Tech-stack signatures

The detector pattern-matches on HTML body and response headers. Coverage is intentionally narrow but high-confidence:

CMS / builders: WordPress, Shopify, Squarespace, Wix, Webflow, Drupal, Ghost. SPA frameworks: Next.js, React, Vue (incl. Nuxt), Angular, Svelte. Analytics / tag managers: Google Tag Manager, Google Analytics, HubSpot, Facebook Pixel, Amplitude, Segment. Customer support: Intercom, Zendesk. CDNs: Cloudflare (incl. via cf-ray header), Amazon CloudFront, Fastly, Akamai. Web servers: nginx, Apache (via Server header). Backends: Express, ASP.NET, PHP (via X-Powered-By).

Use cases

  • Competitor research — quickly fingerprint a competitor's tech stack and content structure.
  • SEO audits — verify every page has a title, meta description, canonical URL, and OpenGraph image.
  • Sales enablement — extract pages tagged with specific JSON-LD @type (e.g. Product, Article, Event).
  • Brand monitoring — pull every image and video URL for asset auditing.
  • Lead enrichment — combine site title, description, and tech stack into a single CRM-ready record.

FAQ

Does it need a proxy? No. Public web pages are accessible from datacenter IPs. A few sites with aggressive WAFs may block; those will fall through with an empty techStack and missing images / videos.

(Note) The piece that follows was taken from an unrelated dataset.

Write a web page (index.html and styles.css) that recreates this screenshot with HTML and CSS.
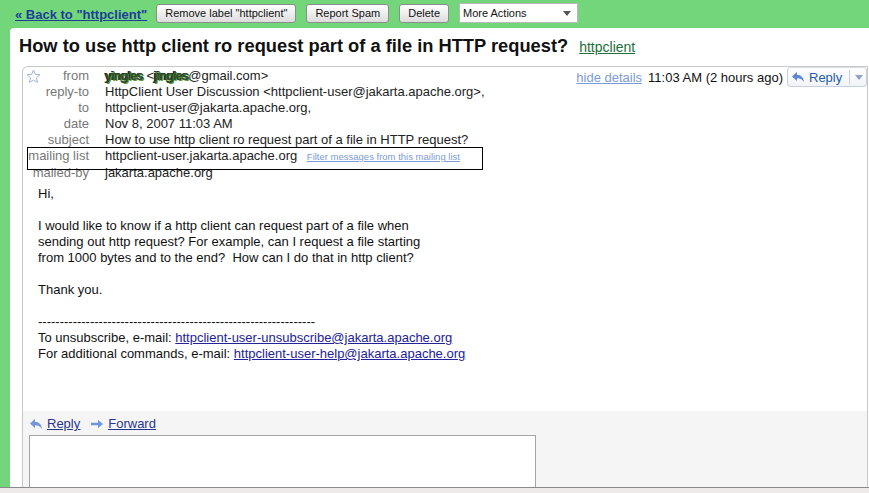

Does it work on JavaScript-rendered (SPA) pages? Partially. The actor sees the server-rendered HTML, not what runs after the page boots. For Next.js pages this is usually fine (Next.js SSRs). For pure CSR React/Vue apps, the meta tags are still visible but content arrays may be sparse.

How many pages does it crawl? Up to maxPages (default 20). The discovery order is: start URL → sitemap pages → internal links from researched pages.

Does it download images / video binaries? No — only collects URLs and metadata. Combine with a downloader actor for the bytes.

What if the site has no sitemap? The actor falls back to internal-link BFS from the start URL. Set crawlSitemap: false to skip the probe entirely.

Why is jsonLd sometimes missing? Many sites don't ship structured data. The output omits jsonLd and jsonLdTypes when zero parseable blocks are found.